カリスマ醸造家がなぜソラチエースを?

ペールエールは上面発酵の代表であり、フルーティな味わいなのが特徴。イギリスが発祥のペールエールを18世紀に、植民地だったインドまで遥々と運ぶために開発されたのがIPA(インディアン・ペールエール)。防腐のためにホップをふんだんに使い苦味が強いのが特徴だ。

このほか、小麦麦芽を使うヴァイツェン、ローストした麦芽のスタウト、チェリーなど果実に漬け込んだフルーツビールなどなど、クラフトビールは多士済々たしせいせい。同じIPAでも、醸造所によって味わいは異なる。醸造の職人(クラフトマン)が前面に出て、小さな設備で多品種少量でつくられる。最新設備により、主にピルスナータイプを少品種大量生産する大手のビールとは違うところだ。

それはともかく、現在のIPAの原型をつくったのは、ブルックリン・ブルワリーの醸造責任者、ギャレット・オリバーである。カリスマ醸造家であるギャレット・オリバーは、どうやってサッポロのソラチエースと出会ったのか。

日本で脚光を浴びることなく、アメリカへ

サッポロビールが開発したホップ、ソラチエースは1984年に誕生した。開拓使麦酒醸造所の創業時から、サッポロはホップの育種・研究を行っていて、その一つがソラチエースだった。

育種したのはサッポロの元技術者、荒井康則。
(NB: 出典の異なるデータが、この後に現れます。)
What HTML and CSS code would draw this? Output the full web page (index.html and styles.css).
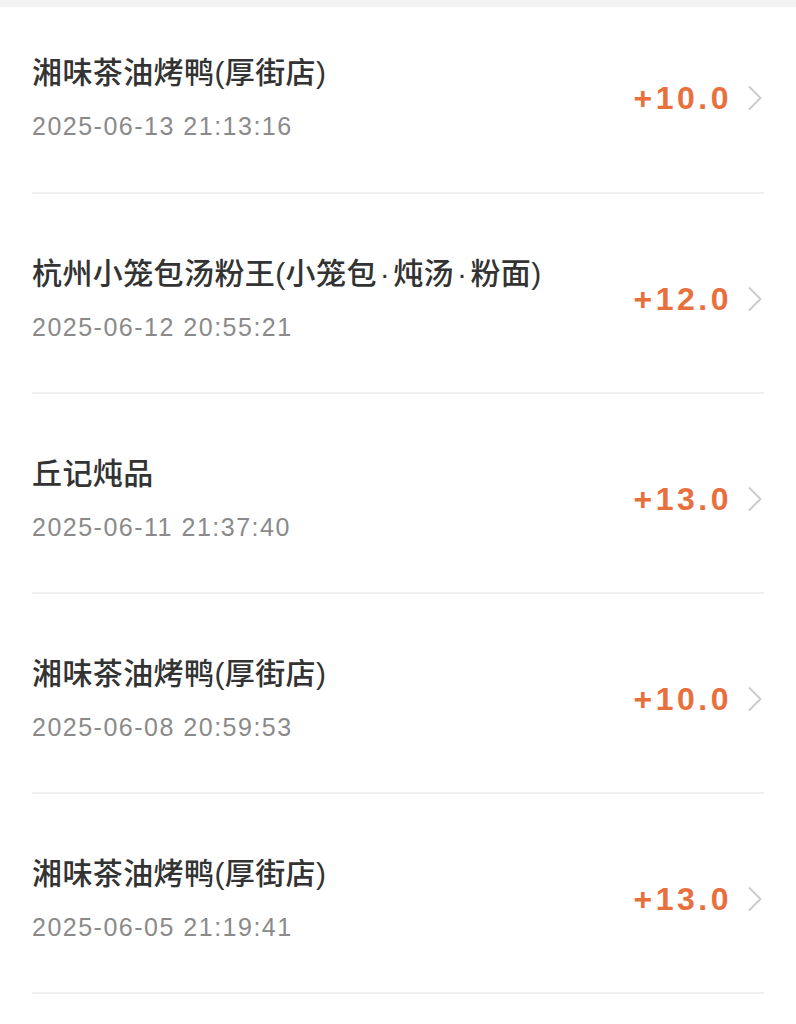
FILE: index.html
```html
<!DOCTYPE html>
<html lang="zh-CN">

<head>
    <meta charset="UTF-8">
    <meta name="viewport" content="width=device-width, initial-scale=1.0">
    <title>积分明细</title>
    <link rel="stylesheet" href="styles.css">
</head>

<body>
    <div class="top-bar"></div>
    <ul class="record-list">
        <li class="record first">
            <div class="record-info">
                <p class="shop-name">湘味茶油烤鸭(厚街店)</p>
                <p class="record-time">2025-06-13 21:13:16</p>
            </div>
            <span class="amount">+10.0</span>
            <svg class="arrow" width="16" height="26" viewBox="0 0 16 26"><path d="M2 1.5 L13.5 13 L2 24.5" fill="none" stroke="#c9c9c9" stroke-width="1.8"/></svg>
        </li>
        <li class="record">
            <div class="record-info">
                <p class="shop-name">杭州小笼包汤粉王(小笼包<span class="dot">·</span>炖汤<span class="dot">·</span>粉面)</p>
                <p class="record-time">2025-06-12 20:55:21</p>
            </div>
            <span class="amount">+12.0</span>
            <svg class="arrow" width="16" height="26" viewBox="0 0 16 26"><path d="M2 1.5 L13.5 13 L2 24.5" fill="none" stroke="#c9c9c9" stroke-width="1.8"/></svg>
        </li>
        <li class="record">
            <div class="record-info">
                <p class="shop-name">丘记炖品</p>
                <p class="record-time">2025-06-11 21:37:40</p>
            </div>
            <span class="amount">+13.0</span>
            <svg class="arrow" width="16" height="26" viewBox="0 0 16 26"><path d="M2 1.5 L13.5 13 L2 24.5" fill="none" stroke="#c9c9c9" stroke-width="1.8"/></svg>
        </li>
        <li class="record">
            <div class="record-info">
                <p class="shop-name">湘味茶油烤鸭(厚街店)</p>
                <p class="record-time">2025-06-08 20:59:53</p>
            </div>
            <span class="amount">+10.0</span>
            <svg class="arrow" width="16" height="26" viewBox="0 0 16 26"><path d="M2 1.5 L13.5 13 L2 24.5" fill="none" stroke="#c9c9c9" stroke-width="1.8"/></svg>
        </li>
        <li class="record">
            <div class="record-info">
                <p class="shop-name">湘味茶油烤鸭(厚街店)</p>
                <p class="record-time">2025-06-05 21:19:41</p>
            </div>
            <span class="amount">+13.0</span>
            <svg class="arrow" width="16" height="26" viewBox="0 0 16 26"><path d="M2 1.5 L13.5 13 L2 24.5" fill="none" stroke="#c9c9c9" stroke-width="1.8"/></svg>
        </li>
    </ul>
</body>

</html>
```

FILE: styles.css
```css
body {
    margin: 0;
    background-color: #fff;
    font-family: "Liberation Sans", "Noto Sans CJK SC", sans-serif;
}

.top-bar {
    height: 7px;
    background-color: #f3f3f3;
}

.record-list {
    list-style: none;
    margin: 0;
    padding: 0 32px;
}

.record {
    display: flex;
    align-items: center;
    padding: 60px 0 48px;
    border-bottom: 2px solid #f0f0f0;
}

/* first row is partly scrolled under the top bar */
.record.first {
    padding-top: 46px;
    padding-bottom: 49px;
}

.record-info {
    flex: 1;
    display: flex;
    flex-direction: column;
    gap: 16px;
}

.shop-name {
    margin: 0;
    /* latin font first so the brackets and dots stay narrow */
    font-family: "Liberation Sans", "Noto Sans CJK SC", sans-serif;
    font-size: 30px;
    font-weight: 500;
    line-height: 40px;
    letter-spacing: 0.4px;
    color: #333;
}

.shop-name .dot {
    padding: 0 3px;
}

.record-time {
    margin: 0;
    font-size: 25px;
    line-height: 34px;
    letter-spacing: 1.5px;
    color: #8a8a8a;
}

.amount {
    font-size: 32px;
    font-weight: 700;
    letter-spacing: 3.5px;
    color: #e8703d;
    margin-right: 15px;
}

.arrow {
    display: block;
    margin-right: 1px;
}
```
現在「SORACHI 1984 ブリューイングデザイナー」の肩書きをもつ新井健司は、ソラチエースについて次のように説明する。

「苦くて香り高いのが特徴。具体的には、ヒノキや松、レモングラス、ディル(魚料理に使うハーブ)を想起させる重層的な香りを醸し、余韻はココナッツのような甘い香りとなる。ベタベタせずに最後は、さわやかに抜けていく。日本生まれのフレーバーホップとして世界のクラフトビール界で評価されています」

北海道空知郡上富良野町にある同社の研究所にて、品種開発がスタートしたのは1974年。10年に及ぶ奮闘により世に出たものの、ソラチエースが日本で脚光を浴びることはなかった。

活躍の場を見出せないまま、ソラチエースは1994年にアメリカに渡る。日本のプロ野球で芽が出なかった選手が、大リーグに挑戦するように。